Tuesday, May 24, 2011

Get a little angry


Last weekend, I returned to Queens University of Charlotte in North Carolina to read selections from EYES RIGHT and to participate on a panel about the publishing process.

Five others joined me on the publishing panel. Each had a different experience with specific lessons to share. One had usurped the entire agent process until after acceptance by a publisher; one discussed the process of finding an agent; another talked about soliciting and editing for an anthology.

I talked about the value of getting angry.

I told the story about how the initial rejection process of finding an agent after grad school only made me more determined...and a little angry...and compelled me to e-mail 20 query letters (19 to agents and 1 to the University of Nebraska Press) one Friday night when I was supposed to be packing for a vacation in Panama.

By Monday, the editor of Nebraska said she was interested in taking the project before the board for approval; the process, she explained would take several weeks. At least a dozen other agents asked me to e-mail the full manuscript, one of them even e-mailing early Saturday morning.

I never made it to Panama that week. I came down with the flu. But exactly one week from "getting angry" and sending out those 20 query letters, an agent called. I was in bed, nearly too sick to answer the phone, but the area code looked intriguing. I paced the house, as if miraculously cured of the flu, while he rambled on about what he liked about the book, which was mainly about how it had as much appeal to men as to women. I loved his impressive resume; he'd been an editor at several large houses before becoming an agent. I loved his enthusiasm. I needed his enthusiasm. Finally, someone outside of grad school professors and fellow writers was expressing a legitimacy about my work. I was so thirsty for this I'd have drank sand in the desert if it offered such a hint.

You'd think the story would end there, right? That obtaining the agent led to a publishing contract. Nope. By the way, the Nebraska Press decided three weeks afterward to pass because it was backlogged with so many titles it would take years to release mine, and since I'd recently signed with an agent, the board didn't think it fair to hold me up.
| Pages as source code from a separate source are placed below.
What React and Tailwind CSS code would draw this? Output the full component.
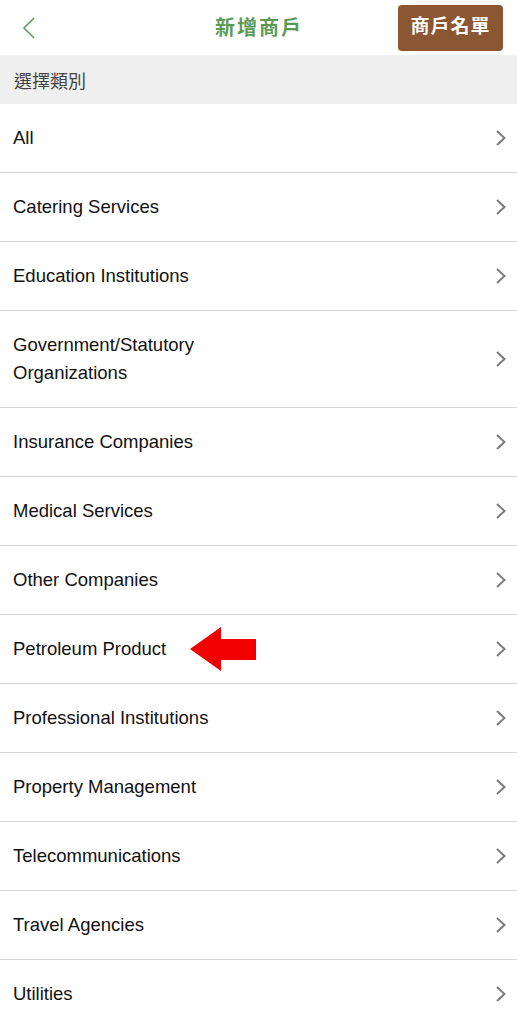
const categories = [
  'All',
  'Catering Services',
  'Education Institutions',
  'Government/Statutory Organizations',
  'Insurance Companies',
  'Medical Services',
  'Other Companies',
  'Petroleum Product',
  'Professional Institutions',
  'Property Management',
  'Telecommunications',
  'Travel Agencies',
  'Utilities',
]

const font = { fontFamily: '"Liberation Sans", "Noto Sans CJK TC", sans-serif' }

function RedArrow() {
  return (
    <svg width="66" height="44" viewBox="0 0 66 44" className="ml-[24px] shrink-0">
      <polygon points="0,22 31,0 31,12 66,12 66,33 31,33 31,44" fill="#f20000" />
    </svg>
  )
}

function Chevron() {
  return (
    <svg width="12" height="18" viewBox="0 0 12 18" className="shrink-0">
      <polyline points="2,2 9.5,9 2,16" fill="none" stroke="#7c7c7c" strokeWidth="2" />
    </svg>
  )
}

export default function App() {
  return (
    <div className="w-[517px] h-[1024px] overflow-hidden bg-white" style={font}>
      {/* Header */}
      <div className="h-[55px] flex items-center pl-[4px] bg-white">
        <button className="w-[50px] h-[50px] flex items-center justify-center">
          <svg width="14" height="22" viewBox="0 0 14 22">
            <polyline points="12,1 2,11 12,21" fill="none" stroke="#5e9d5a" strokeWidth="1.6" />
          </svg>
        </button>
        <h1 className="flex-1 text-center text-[20px] text-[#5a9a52] font-bold tracking-[2px] pl-[66px]">
          新增商戶
        </h1>
        <button className="w-[105px] h-[46px] mr-[14px] rounded-[4px] bg-[#8b5632] text-white text-[19px] font-bold tracking-[1px]">
          商戶名單
        </button>
      </div>

      {/* Section title */}
      <div className="h-[49px] bg-[#efefef] flex items-center pt-[5px] px-[14px] text-[18px] text-[#444]">
        選擇類別
      </div>

      {/* List */}
      <ul>
        {categories.map((name) => (
          <li
            key={name}
            className={`flex items-center border-b border-[#d6d6d6] pl-[13px] pr-[10px] ${
              name.length > 30 ? 'h-[97px]' : 'h-[69px]'
            }`}
          >
            <div className="flex-1 flex items-center">
              <span className={`text-[18.5px] text-[#111] leading-[28px] ${name.length > 30 ? 'w-[200px]' : ''}`}>
                {name}
              </span>
              {name === 'Petroleum Product' && <RedArrow />}
            </div>
            <Chevron />
          </li>
        ))}
      </ul>
    </div>
  )
}
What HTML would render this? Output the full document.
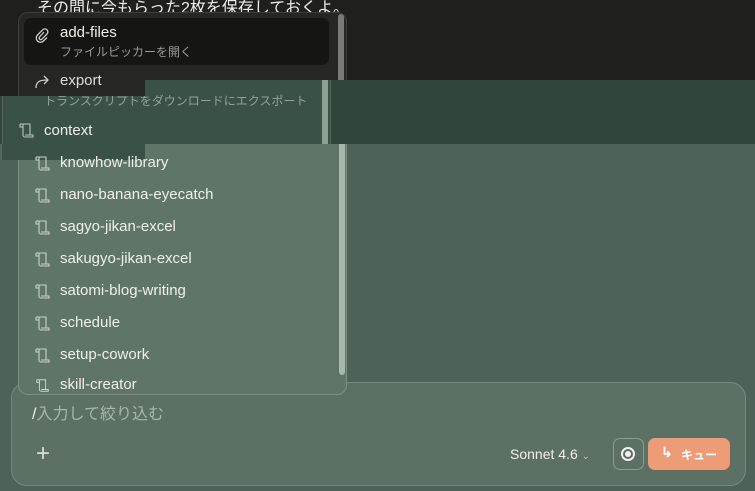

Unfortunately, agents don't always have success selling the manuscripts they're passionate about. Turns out, my agent didn't even try. A few months after signing the contract with him, he decided we should hold the memoir, and that I should write a military novel, instead. So, like a good little Marine who follows orders, I did. And he came close to selling the novel. But only close.

Fast forward two years (it takes time to write a novel and revise that novel several times, you know) to when I discovered his photo and bio were missing from the agency website. Have I mentioned he was with one of the oldest, most prestigious agencies in New York? I called. He'd left the business, said his apologetic colleague. "He plans to contact each of his clients," she said. But he never did.

That night, I got angry, again. I got so angry that I sent an updated query letter to the new editor of the University of Nebraska Press, explaining that Nebraska once had interest in the memoir and that my agent, former agent, hadn't taken the book anywhere, after all. I asked if she'd take another look.

Yes, she e-mailed. The rest, as they say, is history. Three weeks later, she had unanimous support from the board, and EYES RIGHT was green-lighted for publication.

So my advice to grad school friends this past weekend was to get angry. More importantly, to put positive action behind that anger. No one is going to care about your success more than you. Not your spouse, believe it or not, not your children, not even your mother.

So, if not you, who?

It's okay to get a little angry. It's okay to feel passionate about your work. It's okay NOT to quit. In fact, I beg you not to quit.

You could be one query letter from success.

4 comments:

Susan Woodring said...

Wow, Tracy, what a story. I thought you told it well at the conference--and here you go, telling it even more vividly here. Incredibly inspiring!!

Tracy Crow said...

Thanks, Susan.

So great to see you at Queens. I'm still thinking about your fabulous reading and looking forward to the release of "Goliath" next spring!

Debbie Thurman said...

Yep, that's the Tracy I know and love.

Your agent story is definitely worse than mine (though mine is quirky), so I won't even go there.

I have traveled the long road of establishing a publishing imprint of my own over the past 12 years, as you know. That requires getting angry now and then, too. And sometimes I have to take "the boss" to task. LOL.

Go get 'em! I hope "Eyes Right" is a phenomenal success. Can't wait to read it.

Tracy Crow said...

Dear (role model) Debbie:

Thanks so much! :) You've been an inspiration for years.